Hoary Cress (Lepidium draba), a Eurasian mustard globalised in the 1800s in contaminated seed and ship ballast.
The first Australian infestation reportedly occurred at the Mona Vale estate in the Tasmanian Midlands in the 1860s, for which it became known as the ‘Mona Vale white weed’. In May 1883 it was collected in Victoria from grain fields above Bacchus Marsh, and also reported by a Werribee farmer. The plant spread quickly in the 1880s and 1890s, often as a contaminant in Alfalfa seed, then a major fodder crop. It was collected in NSW in 1898, and in Queensland in the 1920s.
Like many weed infestations that spasmed across Australian landscapes devastated by grazing and ill-considered cultivation, ‘the white weed’ was a source of apocalyptical pronouncements.

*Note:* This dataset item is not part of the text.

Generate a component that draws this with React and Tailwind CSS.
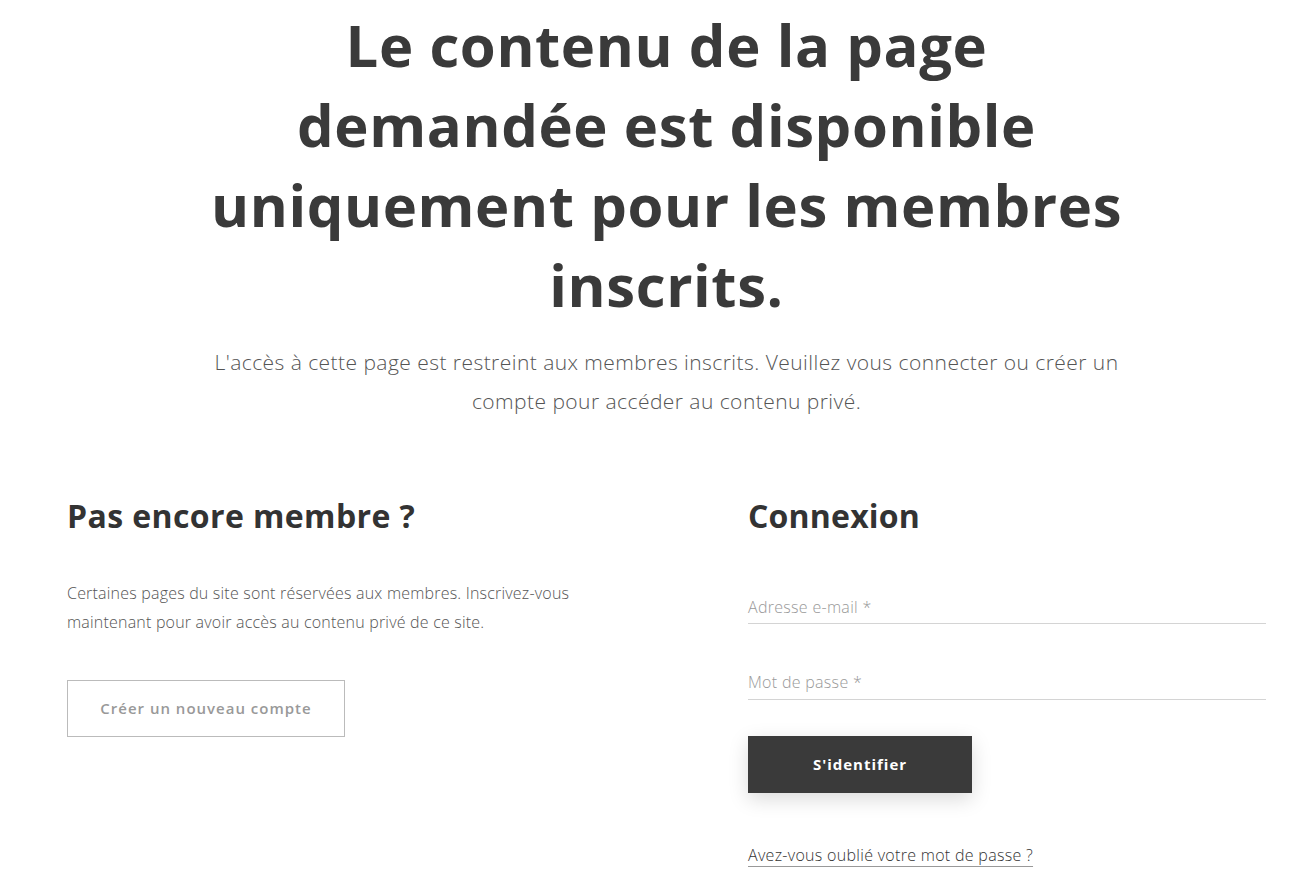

A 1904 writer in the Numurkah Leader reported Hoary Cress to be on equal ground with that year’s looming plague of locusts. ‘If it is not eradicated it will be as great a curse in this district as the California thistle is in Bungaree and the more it is cultivated the better it will grow. Any little bit of root will propagate.’ Another writer, complaining in 1915 about the Werribee Shire Council’s failure to act on the spread of the weed, called it ‘without a doubt, the worst weed that has ever been introduced into VIctoria,’ ‘one that is taking possession of nearly all the best land in the shire.’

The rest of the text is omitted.